The RS 3 LMS was conceived as a front-wheel-drive touring car homologated under the TCR technical framework, which mandates production-based silhouette bodywork, controlled aerodynamics, and a price cap on customer pricing. Audi Sport GmbH, the motorsport subsidiary responsible for customer racing programmes, handled the full engineering development. The road car foundation is the RS 3 sedan, chosen for its compact dimensions and turbocharged four-cylinder powertrain that fitted naturally within TCR's power and displacement limits.

To create the racing variant, engineers subjected the RS 3 to significant bodywork widening to accommodate racing slick tyres, aerodynamic additions including a rear wing and front splitter, and a comprehensive set of safety upgrades including a roll cage, fire suppression, and FIA-compliant seat and harness.
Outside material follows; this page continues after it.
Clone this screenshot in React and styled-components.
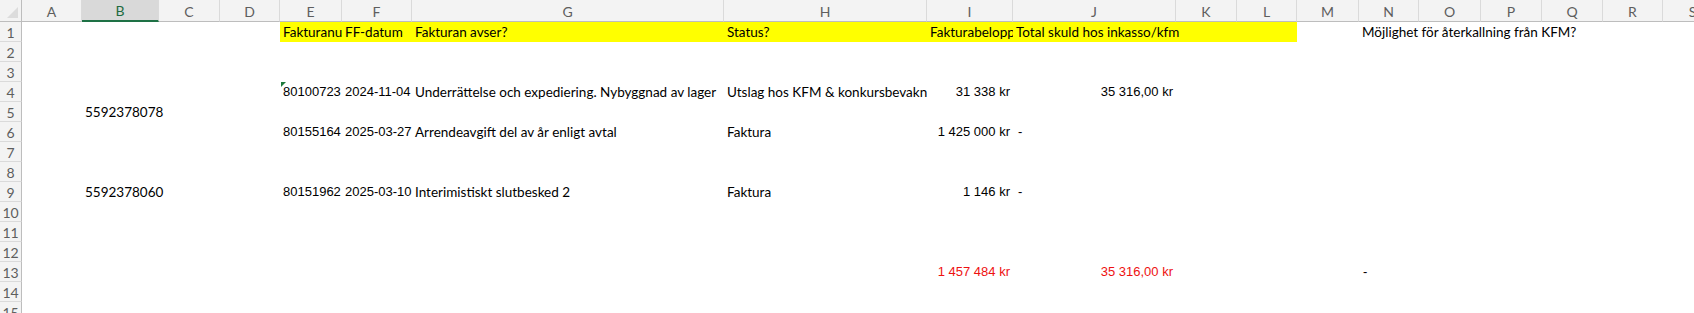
import React from 'react';
import styled, { createGlobalStyle } from 'styled-components';

const COLUMNS = [
  { key: 'A', width: 60 },
  { key: 'B', width: 77 },
  { key: 'C', width: 61 },
  { key: 'D', width: 60 },
  { key: 'E', width: 62 },
  { key: 'F', width: 70 },
  { key: 'G', width: 312 },
  { key: 'H', width: 203 },
  { key: 'I', width: 86 },
  { key: 'J', width: 163 },
  { key: 'K', width: 61 },
  { key: 'L', width: 60 },
  { key: 'M', width: 62 },
  { key: 'N', width: 60 },
  { key: 'O', width: 62 },
  { key: 'P', width: 61 },
  { key: 'Q', width: 61 },
  { key: 'R', width: 60 },
  { key: 'S', width: 60 },
];

const TEMPLATE = `22px ${COLUMNS.map((c) => `${c.width}px`).join(' ')} 1fr`;

const TEXT_FONT = `'Lato', 'Noto Sans', sans-serif`;
const NUM_FONT = `'Liberation Sans', Arial, sans-serif`;

// cell: { v, font: 'num' | 'text', align, color, clip, fill, pad, flag, spill }
const yellow = (v, extra = {}) => ({ v, fill: '#ffff00', clip: true, ...extra });

const ROWS = {
  1: {
    E: yellow('Fakturanummer'),
    F: yellow('FF-datum'),
    G: yellow('Fakturan avser?'),
    H: yellow('Status?'),
    I: yellow('Fakturabelopp'),
    J: yellow('Total skuld hos inkasso/kfm', { clip: false, spill: true }),
    K: yellow(''),
    L: yellow(''),
    N: { v: 'Möjlighet för återkallning från KFM?', spill: true },
  },
  4: {
    E: { v: '80100723', font: 'num', clip: true, flag: true },
    F: { v: '2024-11-04', font: 'num', clip: true },
    G: { v: 'Underrättelse och expediering. Nybyggnad av lager', clip: true },
    H: { v: 'Utslag hos KFM & konkursbevakning', clip: true },
    I: { v: '31 338 kr', font: 'num', align: 'right' },
    J: { v: '35 316,00 kr', font: 'num', align: 'right' },
  },
  5: {
    B: { v: '5592378078' },
  },
  6: {
    E: { v: '80155164', font: 'num', clip: true },
    F: { v: '2025-03-27', font: 'num', clip: true },
    G: { v: 'Arrendeavgift del av år enligt avtal' },
    H: { v: 'Faktura' },
    I: { v: '1 425 000 kr', font: 'num', align: 'right' },
    J: { v: '-', font: 'num', pad: 5 },
  },
  9: {
    B: { v: '5592378060' },
    E: { v: '80151962', font: 'num', clip: true },
    F: { v: '2025-03-10', font: 'num', clip: true },
    G: { v: 'Interimistiskt slutbesked 2' },
    H: { v: 'Faktura' },
    I: { v: '1 146 kr', font: 'num', align: 'right' },
    J: { v: '-', font: 'num', pad: 5 },
  },
  13: {
    I: { v: '1 457 484 kr', font: 'num', align: 'right', color: '#ee1111' },
    J: { v: '35 316,00 kr', font: 'num', align: 'right', color: '#ee1111' },
    N: { v: '-', font: 'num', pad: 4 },
  },
};

const GlobalStyle = createGlobalStyle`
  html, body {
    margin: 0;
    padding: 0;
    background: #ffffff;
    overflow: hidden;
  }
  body {
    font-family: ${TEXT_FONT};
  }
`;

const Sheet = styled.div`
  width: 1694px;
  height: 313px;
  overflow: hidden;
  background: #ffffff;
`;

const GridRow = styled.div`
  display: grid;
  grid-template-columns: ${TEMPLATE};
  height: ${(p) => p.$height}px;
`;

const Corner = styled.div`
  position: relative;
  background: #f3f3f3;
  border-bottom: 1px solid #bdbdbd;
  border-right: 1px solid #bdbdbd;
  box-sizing: border-box;

  &::after {
    content: '';
    position: absolute;
    right: 3px;
    bottom: 3px;
    border-style: solid;
    border-width: 0 0 11px 11px;
    border-color: transparent transparent #dcdcdc transparent;
  }
`;

const ColHead = styled.div`
  display: flex;
  align-items: center;
  justify-content: center;
  box-sizing: border-box;
  background: ${(p) => (p.$active ? '#d9d9d9' : '#f3f3f3')};
  border-right: 1px solid #dadada;
  border-bottom: ${(p) => (p.$active ? '2px solid #1e7145' : '1px solid #bdbdbd')};
  color: ${(p) => (p.$active ? '#1e6b41' : '#5e5e5e')};
  font-family: ${TEXT_FONT};
  font-size: 14px;
  padding-top: 1px;
`;

const RowHead = styled.div`
  display: flex;
  align-items: center;
  justify-content: center;
  box-sizing: border-box;
  background: #f3f3f3;
  border-right: 1px solid #bdbdbd;
  border-bottom: 1px solid #dadada;
  color: #5e5e5e;
  font-family: ${TEXT_FONT};
  font-size: 14px;
  padding-top: 1px;
`;

const Cell = styled.div`
  position: relative;
  z-index: ${(p) => (p.$spill ? 1 : 0)};
  display: flex;
  align-items: flex-end;
  justify-content: ${(p) => (p.$align === 'right' ? 'flex-end' : 'flex-start')};
  box-sizing: border-box;
  padding: 0 ${(p) => (p.$align === 'right' ? 3 : 0)}px 2px ${(p) => p.$pad}px;
  background: ${(p) => p.$fill || 'transparent'};
  color: ${(p) => p.$color || '#000000'};
  font-family: ${(p) => (p.$font === 'num' ? NUM_FONT : TEXT_FONT)};
  font-size: ${(p) => (p.$font === 'num' ? 13 : 13.5)}px;
  line-height: 16px;
  white-space: nowrap;
  overflow: ${(p) => (p.$clip ? 'hidden' : 'visible')};
  min-width: 0;
`;

const ErrorFlag = styled.span`
  position: absolute;
  top: 0;
  left: 1px;
  width: 0;
  height: 0;
  border-style: solid;
  border-width: 5px 5px 0 0;
  border-color: #1e7a3c transparent transparent transparent;
`;

const SpreadsheetRow = ({ index }) => {
  const data = ROWS[index] || {};
  return (
    <GridRow $height={20}>
      <RowHead>{index}</RowHead>
      {COLUMNS.map((col) => {
        const cell = data[col.key];
        if (!cell) return <Cell key={col.key} $pad={3} />;
        return (
          <Cell
            key={col.key}
            $align={cell.align}
            $color={cell.color}
            $font={cell.font}
            $clip={cell.clip}
            $fill={cell.fill}
            $spill={cell.spill}
            $pad={cell.pad ?? 3}
          >
            {cell.flag && <ErrorFlag />}
            {cell.v}
          </Cell>
        );
      })}
      <Cell $pad={3} />
    </GridRow>
  );
};

export default function App() {
  const rows = Array.from({ length: 15 }, (_, i) => i + 1);
  return (
    <Sheet>
      <GlobalStyle />
      <GridRow $height={22}>
        <Corner />
        {COLUMNS.map((col) => (
          <ColHead key={col.key} $active={col.key === 'B'}>
            {col.key}
          </ColHead>
        ))}
        <ColHead />
      </GridRow>
      {rows.map((r) => (
        <SpreadsheetRow key={r} index={r} />
      ))}
    </Sheet>
  );
}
The engine retained is a 2.0-litre turbocharged inline-four unit, described as running close to its production specification, a deliberate choice to keep running costs manageable for customer teams. The standard transmission is a sequential gearbox, though a DSG dual-clutch unit is offered as an option for endurance events where paddle-shift convenience and durability across extended stints are priorities.

The original RS 3 LMS, built on the third-generation Audi RS 3 platform designated Typ 8V, made its competition debut at the 2017 TCR Middle East Series held at the Dubai Autodrome. The launch event doubled as a competitive outing, and James Kaye claimed victory in the 2017 Dubai 24 Hour that same weekend, giving the car an immediate winning result at its first major appearance. From that starting point the RS 3 LMS spread rapidly through the TCR ecosystem, appearing in national and regional series across Europe, Asia, and the Americas as customer teams adopted it as a reliable and well-supported package.

Following the release of the fourth-generation Audi A3 in 2020, Audi Sport developed a fully refreshed RS 3 LMS on the newer Typ 8Y platform. Beyond updated exterior styling that previewed the then-unreleased production RS 3 sedan of the same generation, the 2021 car received improvements to ergonomics, driver environment, safety structures, and overall performance. The refreshed car made its debut in the 2021 FIA World Touring Car Cup (WTCR). Belgian squad Comtoyou Racing managed Audi's factory-supported effort within that championship, running a multi-car operation with professional drivers.

The RS 3 LMS accumulated a remarkable record across the TCR category over multiple seasons. The car won the TCR Model of the Year award — an annual distinction given to the most successful TCR touring car model across a full calendar year — in 2018, 2021, 2022, and 2023. Four Model of the Year titles represent the most successful haul in the award's history and underline the car's consistent competitiveness across successive generations and in diverse championship environments.

By the time the Typ 8Y generation was established, the combined fleet across both generations had surpassed 180 units sold to customer teams worldwide and recorded over 3,000 starts in more than 1,000 separate races, making the RS 3 LMS the most widely deployed model in Audi's customer racing history.

The RS 3 LMS represents Audi's primary vehicle for global customer motorsport in the touring car segment. Its record across the TCR framework demonstrated that a front-wheel-drive compact could be a championship-winning package in a class dominated by a wide variety of competitors, and the dual-generation approach — refreshing the car in step with the production model cycle — allowed Audi Sport to maintain a current, well-supported product for teams operating in a cost-sensitive category. The car's reach extended from high-profile FIA championships such as the WTCR to dozens of national TCR series, making it a foundational model in the growth of the TCR concept into a genuinely global motorsport platform.